(Dataset records)
>> BEGIN
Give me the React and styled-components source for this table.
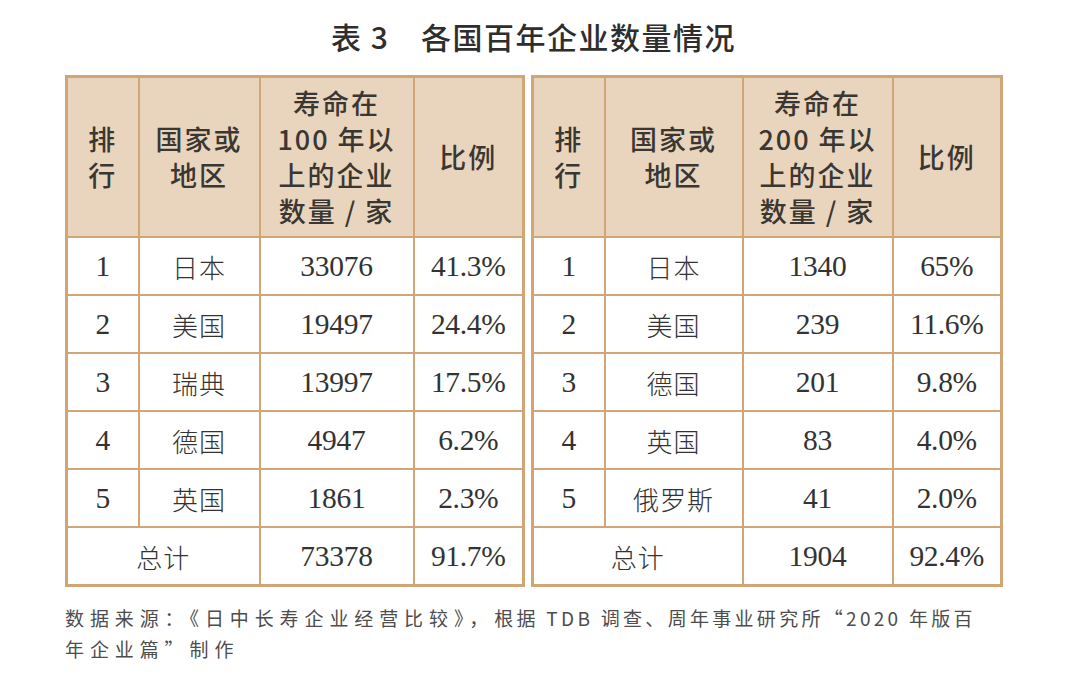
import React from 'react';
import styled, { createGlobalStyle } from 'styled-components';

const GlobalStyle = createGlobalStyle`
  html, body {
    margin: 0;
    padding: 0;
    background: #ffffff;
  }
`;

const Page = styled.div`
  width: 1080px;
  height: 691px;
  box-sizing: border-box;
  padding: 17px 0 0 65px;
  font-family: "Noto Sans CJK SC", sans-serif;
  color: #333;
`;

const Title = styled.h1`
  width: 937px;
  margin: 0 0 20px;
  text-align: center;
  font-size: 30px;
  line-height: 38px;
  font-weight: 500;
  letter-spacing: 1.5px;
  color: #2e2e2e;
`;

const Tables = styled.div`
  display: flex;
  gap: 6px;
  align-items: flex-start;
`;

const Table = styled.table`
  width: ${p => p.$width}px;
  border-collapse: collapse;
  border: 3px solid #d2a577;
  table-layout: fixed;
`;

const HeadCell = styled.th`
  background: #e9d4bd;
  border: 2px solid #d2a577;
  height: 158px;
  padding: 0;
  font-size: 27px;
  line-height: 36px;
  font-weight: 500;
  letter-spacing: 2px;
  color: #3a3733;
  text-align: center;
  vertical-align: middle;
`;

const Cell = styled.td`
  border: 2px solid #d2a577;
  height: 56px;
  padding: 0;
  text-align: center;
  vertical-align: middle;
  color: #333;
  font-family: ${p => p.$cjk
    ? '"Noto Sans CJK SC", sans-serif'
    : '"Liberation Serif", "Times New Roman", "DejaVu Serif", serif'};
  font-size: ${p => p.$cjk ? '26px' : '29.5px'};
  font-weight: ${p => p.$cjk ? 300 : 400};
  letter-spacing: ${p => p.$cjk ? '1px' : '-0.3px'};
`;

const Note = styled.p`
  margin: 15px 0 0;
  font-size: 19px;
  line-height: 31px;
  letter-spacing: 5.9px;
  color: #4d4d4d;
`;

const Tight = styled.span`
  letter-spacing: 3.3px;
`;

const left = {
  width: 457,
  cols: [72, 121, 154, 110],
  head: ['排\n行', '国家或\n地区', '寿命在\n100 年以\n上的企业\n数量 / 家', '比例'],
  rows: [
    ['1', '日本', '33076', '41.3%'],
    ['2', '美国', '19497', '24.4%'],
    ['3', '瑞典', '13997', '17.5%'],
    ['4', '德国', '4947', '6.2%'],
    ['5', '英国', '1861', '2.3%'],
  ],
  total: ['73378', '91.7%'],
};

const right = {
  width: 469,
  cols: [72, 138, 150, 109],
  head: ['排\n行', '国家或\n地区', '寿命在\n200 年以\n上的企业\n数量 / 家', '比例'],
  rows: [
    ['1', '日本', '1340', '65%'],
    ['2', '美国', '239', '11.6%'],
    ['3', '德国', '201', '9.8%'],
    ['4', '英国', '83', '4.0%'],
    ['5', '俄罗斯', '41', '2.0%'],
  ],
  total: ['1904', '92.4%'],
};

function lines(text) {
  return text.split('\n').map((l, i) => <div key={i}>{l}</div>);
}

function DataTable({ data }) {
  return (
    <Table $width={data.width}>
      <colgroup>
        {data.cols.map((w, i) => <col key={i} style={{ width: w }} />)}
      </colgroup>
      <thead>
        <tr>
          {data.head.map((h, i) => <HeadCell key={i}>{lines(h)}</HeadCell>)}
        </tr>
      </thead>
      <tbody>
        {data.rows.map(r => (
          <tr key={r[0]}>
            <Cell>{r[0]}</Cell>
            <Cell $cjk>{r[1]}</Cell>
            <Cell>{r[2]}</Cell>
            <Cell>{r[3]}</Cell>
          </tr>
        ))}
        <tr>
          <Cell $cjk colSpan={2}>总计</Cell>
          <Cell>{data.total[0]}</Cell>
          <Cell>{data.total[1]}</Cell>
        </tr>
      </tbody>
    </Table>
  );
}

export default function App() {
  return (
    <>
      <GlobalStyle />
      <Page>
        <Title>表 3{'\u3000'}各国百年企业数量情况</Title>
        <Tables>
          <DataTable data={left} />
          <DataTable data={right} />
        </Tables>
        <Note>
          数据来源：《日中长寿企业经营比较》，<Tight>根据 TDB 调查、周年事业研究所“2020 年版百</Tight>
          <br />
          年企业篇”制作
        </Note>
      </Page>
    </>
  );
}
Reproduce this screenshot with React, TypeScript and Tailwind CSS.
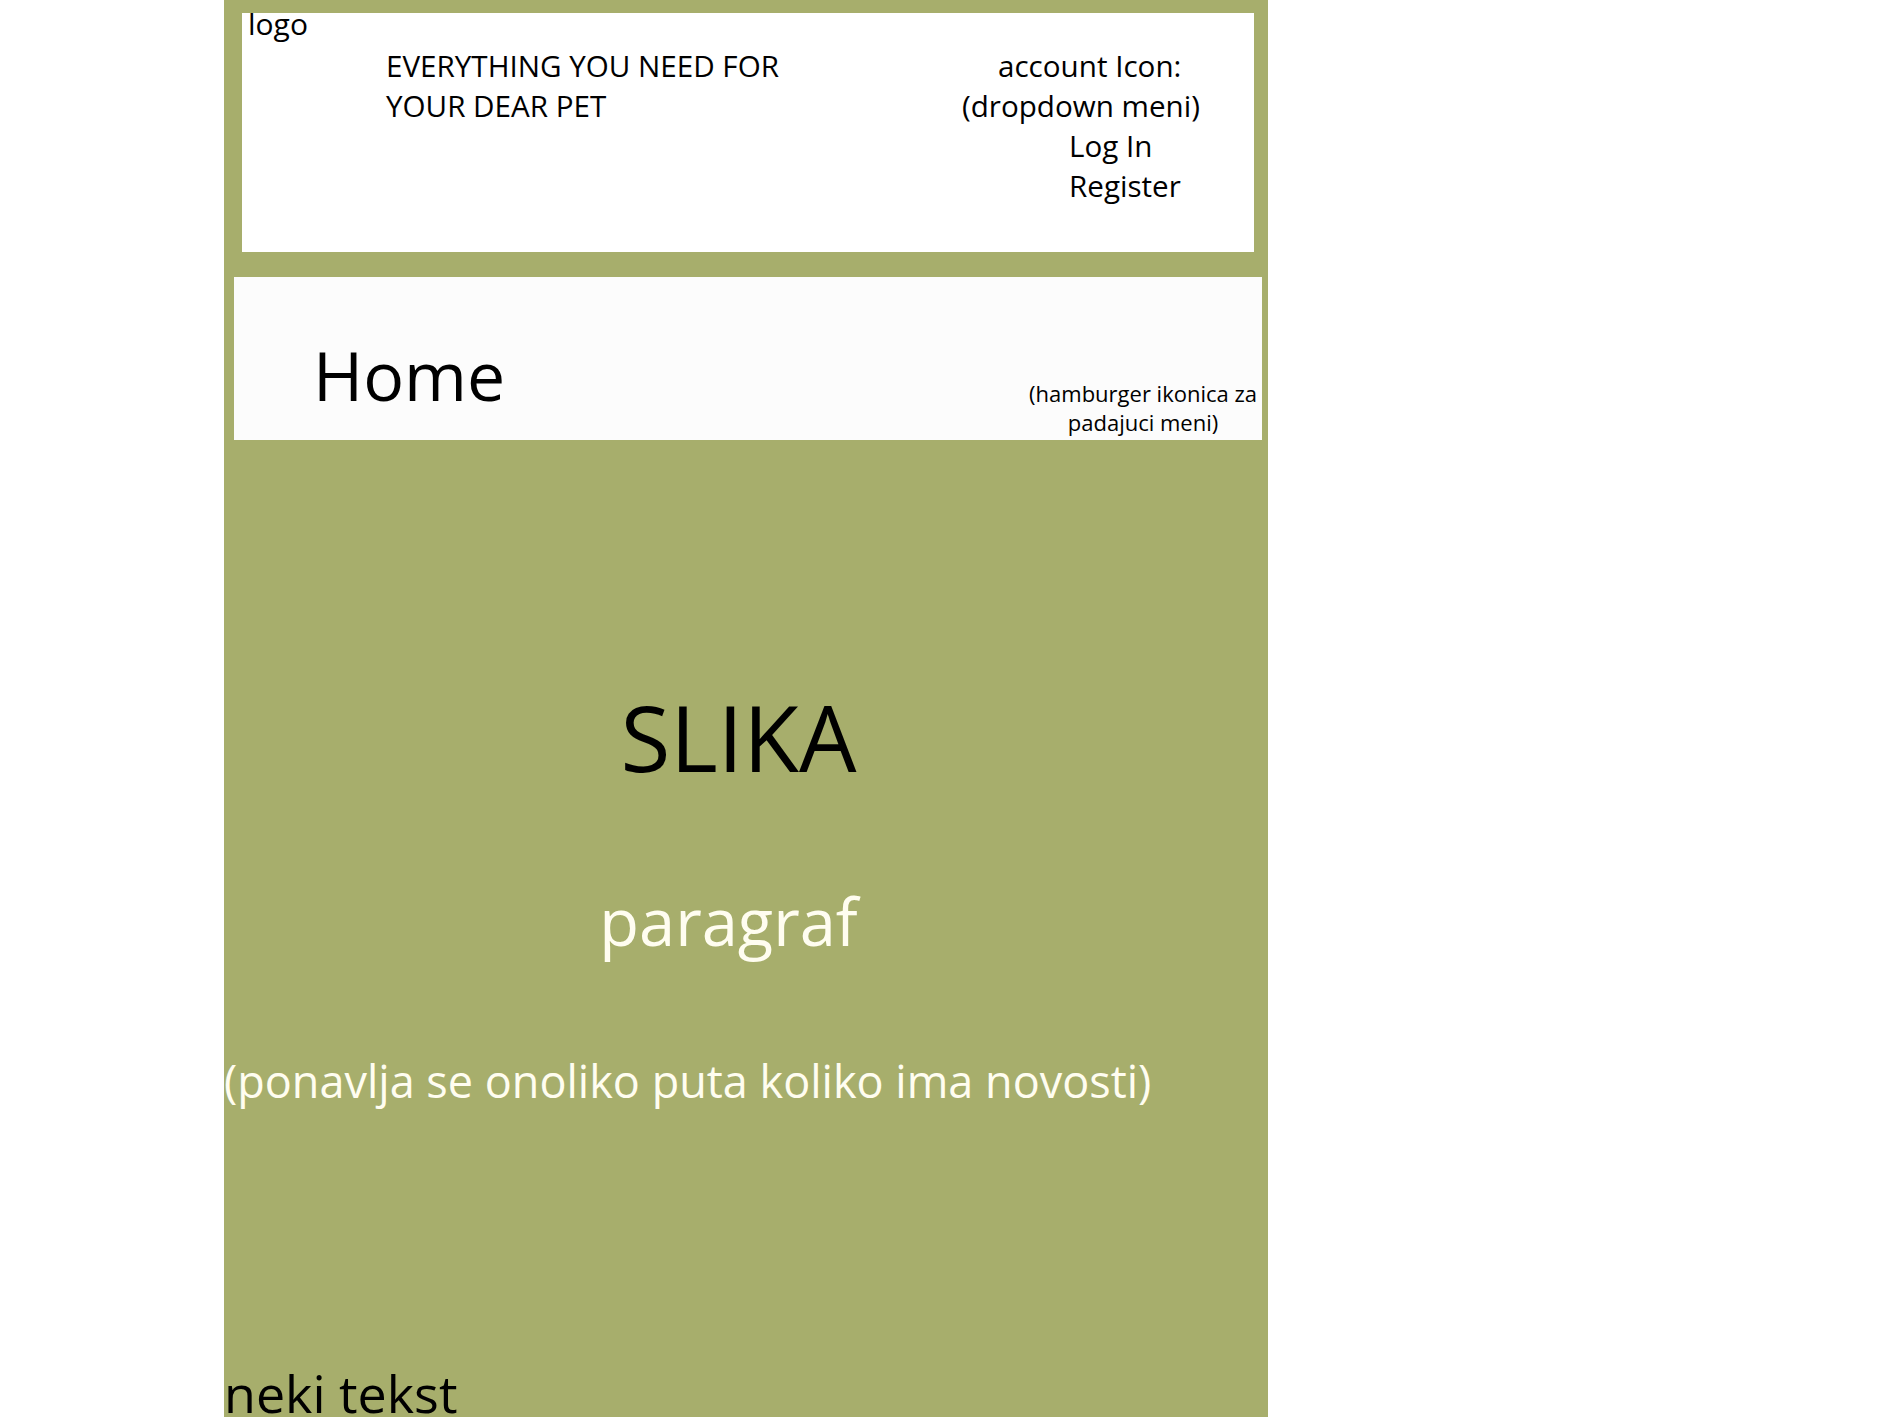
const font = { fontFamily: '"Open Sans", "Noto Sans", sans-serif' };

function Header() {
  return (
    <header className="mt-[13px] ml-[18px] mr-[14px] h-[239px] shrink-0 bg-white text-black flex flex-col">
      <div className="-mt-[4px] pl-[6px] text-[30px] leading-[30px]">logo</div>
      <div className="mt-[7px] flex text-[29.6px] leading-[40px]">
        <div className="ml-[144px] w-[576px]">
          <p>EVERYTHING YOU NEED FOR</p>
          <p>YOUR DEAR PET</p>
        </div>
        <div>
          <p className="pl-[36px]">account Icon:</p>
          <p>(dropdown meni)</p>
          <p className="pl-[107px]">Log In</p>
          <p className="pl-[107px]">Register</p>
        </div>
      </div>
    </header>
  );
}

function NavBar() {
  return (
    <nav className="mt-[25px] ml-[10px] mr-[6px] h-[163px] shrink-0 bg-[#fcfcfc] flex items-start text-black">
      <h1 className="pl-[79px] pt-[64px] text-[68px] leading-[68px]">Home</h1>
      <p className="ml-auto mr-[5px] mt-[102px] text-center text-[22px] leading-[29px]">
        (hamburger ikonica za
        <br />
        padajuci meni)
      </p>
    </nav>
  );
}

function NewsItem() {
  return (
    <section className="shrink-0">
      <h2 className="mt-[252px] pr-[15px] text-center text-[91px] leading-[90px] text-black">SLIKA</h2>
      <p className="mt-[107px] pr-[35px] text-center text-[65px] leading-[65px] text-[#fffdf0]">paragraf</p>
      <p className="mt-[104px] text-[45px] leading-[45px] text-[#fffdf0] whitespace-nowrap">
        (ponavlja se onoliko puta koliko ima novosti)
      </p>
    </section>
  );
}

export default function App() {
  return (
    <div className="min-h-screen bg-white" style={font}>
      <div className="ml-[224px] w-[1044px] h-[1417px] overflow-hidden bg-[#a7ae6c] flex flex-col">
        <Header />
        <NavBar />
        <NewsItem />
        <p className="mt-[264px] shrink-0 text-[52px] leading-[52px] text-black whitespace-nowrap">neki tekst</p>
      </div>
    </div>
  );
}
>> END
* **Task to carry out**: Copy out the data above exactly, except the pictures.

* **Worked answer**:
Give me the React and styled-components source for this table.
import React from 'react';
import styled, { createGlobalStyle } from 'styled-components';

const GlobalStyle = createGlobalStyle`
  html, body {
    margin: 0;
    padding: 0;
    background: #ffffff;
  }
`;

const Page = styled.div`
  width: 1080px;
  height: 691px;
  box-sizing: border-box;
  padding: 17px 0 0 65px;
  font-family: "Noto Sans CJK SC", sans-serif;
  color: #333;
`;

const Title = styled.h1`
  width: 937px;
  margin: 0 0 20px;
  text-align: center;
  font-size: 30px;
  line-height: 38px;
  font-weight: 500;
  letter-spacing: 1.5px;
  color: #2e2e2e;
`;

const Tables = styled.div`
  display: flex;
  gap: 6px;
  align-items: flex-start;
`;

const Table = styled.table`
  width: ${p => p.$width}px;
  border-collapse: collapse;
  border: 3px solid #d2a577;
  table-layout: fixed;
`;

const HeadCell = styled.th`
  background: #e9d4bd;
  border: 2px solid #d2a577;
  height: 158px;
  padding: 0;
  font-size: 27px;
  line-height: 36px;
  font-weight: 500;
  letter-spacing: 2px;
  color: #3a3733;
  text-align: center;
  vertical-align: middle;
`;

const Cell = styled.td`
  border: 2px solid #d2a577;
  height: 56px;
  padding: 0;
  text-align: center;
  vertical-align: middle;
  color: #333;
  font-family: ${p => p.$cjk
    ? '"Noto Sans CJK SC", sans-serif'
    : '"Liberation Serif", "Times New Roman", "DejaVu Serif", serif'};
  font-size: ${p => p.$cjk ? '26px' : '29.5px'};
  font-weight: ${p => p.$cjk ? 300 : 400};
  letter-spacing: ${p => p.$cjk ? '1px' : '-0.3px'};
`;

const Note = styled.p`
  margin: 15px 0 0;
  font-size: 19px;
  line-height: 31px;
  letter-spacing: 5.9px;
  color: #4d4d4d;
`;

const Tight = styled.span`
  letter-spacing: 3.3px;
`;

const left = {
  width: 457,
  cols: [72, 121, 154, 110],
  head: ['排\n行', '国家或\n地区', '寿命在\n100 年以\n上的企业\n数量 / 家', '比例'],
  rows: [
    ['1', '日本', '33076', '41.3%'],
    ['2', '美国', '19497', '24.4%'],
    ['3', '瑞典', '13997', '17.5%'],
    ['4', '德国', '4947', '6.2%'],
    ['5', '英国', '1861', '2.3%'],
  ],
  total: ['73378', '91.7%'],
};

const right = {
  width: 469,
  cols: [72, 138, 150, 109],
  head: ['排\n行', '国家或\n地区', '寿命在\n200 年以\n上的企业\n数量 / 家', '比例'],
  rows: [
    ['1', '日本', '1340', '65%'],
    ['2', '美国', '239', '11.6%'],
    ['3', '德国', '201', '9.8%'],
    ['4', '英国', '83', '4.0%'],
    ['5', '俄罗斯', '41', '2.0%'],
  ],
  total: ['1904', '92.4%'],
};

function lines(text) {
  return text.split('\n').map((l, i) => <div key={i}>{l}</div>);
}

function DataTable({ data }) {
  return (
    <Table $width={data.width}>
      <colgroup>
        {data.cols.map((w, i) => <col key={i} style={{ width: w }} />)}
      </colgroup>
      <thead>
        <tr>
          {data.head.map((h, i) => <HeadCell key={i}>{lines(h)}</HeadCell>)}
        </tr>
      </thead>
      <tbody>
        {data.rows.map(r => (
          <tr key={r[0]}>
            <Cell>{r[0]}</Cell>
            <Cell $cjk>{r[1]}</Cell>
            <Cell>{r[2]}</Cell>
            <Cell>{r[3]}</Cell>
          </tr>
        ))}
        <tr>
          <Cell $cjk colSpan={2}>总计</Cell>
          <Cell>{data.total[0]}</Cell>
          <Cell>{data.total[1]}</Cell>
        </tr>
      </tbody>
    </Table>
  );
}

export default function App() {
  return (
    <>
      <GlobalStyle />
      <Page>
        <Title>表 3{'\u3000'}各国百年企业数量情况</Title>
        <Tables>
          <DataTable data={left} />
          <DataTable data={right} />
        </Tables>
        <Note>
          数据来源：《日中长寿企业经营比较》，<Tight>根据 TDB 调查、周年事业研究所“2020 年版百</Tight>
          <br />
          年企业篇”制作
        </Note>
      </Page>
    </>
  );
}
Reproduce this screenshot with React, TypeScript and Tailwind CSS.
const font = { fontFamily: '"Open Sans", "Noto Sans", sans-serif' };

function Header() {
  return (
    <header className="mt-[13px] ml-[18px] mr-[14px] h-[239px] shrink-0 bg-white text-black flex flex-col">
      <div className="-mt-[4px] pl-[6px] text-[30px] leading-[30px]">logo</div>
      <div className="mt-[7px] flex text-[29.6px] leading-[40px]">
        <div className="ml-[144px] w-[576px]">
          <p>EVERYTHING YOU NEED FOR</p>
          <p>YOUR DEAR PET</p>
        </div>
        <div>
          <p className="pl-[36px]">account Icon:</p>
          <p>(dropdown meni)</p>
          <p className="pl-[107px]">Log In</p>
          <p className="pl-[107px]">Register</p>
        </div>
      </div>
    </header>
  );
}

function NavBar() {
  return (
    <nav className="mt-[25px] ml-[10px] mr-[6px] h-[163px] shrink-0 bg-[#fcfcfc] flex items-start text-black">
      <h1 className="pl-[79px] pt-[64px] text-[68px] leading-[68px]">Home</h1>
      <p className="ml-auto mr-[5px] mt-[102px] text-center text-[22px] leading-[29px]">
        (hamburger ikonica za
        <br />
        padajuci meni)
      </p>
    </nav>
  );
}

function NewsItem() {
  return (
    <section className="shrink-0">
      <h2 className="mt-[252px] pr-[15px] text-center text-[91px] leading-[90px] text-black">SLIKA</h2>
      <p className="mt-[107px] pr-[35px] text-center text-[65px] leading-[65px] text-[#fffdf0]">paragraf</p>
      <p className="mt-[104px] text-[45px] leading-[45px] text-[#fffdf0] whitespace-nowrap">
        (ponavlja se onoliko puta koliko ima novosti)
      </p>
    </section>
  );
}

export default function App() {
  return (
    <div className="min-h-screen bg-white" style={font}>
      <div className="ml-[224px] w-[1044px] h-[1417px] overflow-hidden bg-[#a7ae6c] flex flex-col">
        <Header />
        <NavBar />
        <NewsItem />
        <p className="mt-[264px] shrink-0 text-[52px] leading-[52px] text-black whitespace-nowrap">neki tekst</p>
      </div>
    </div>
  );
}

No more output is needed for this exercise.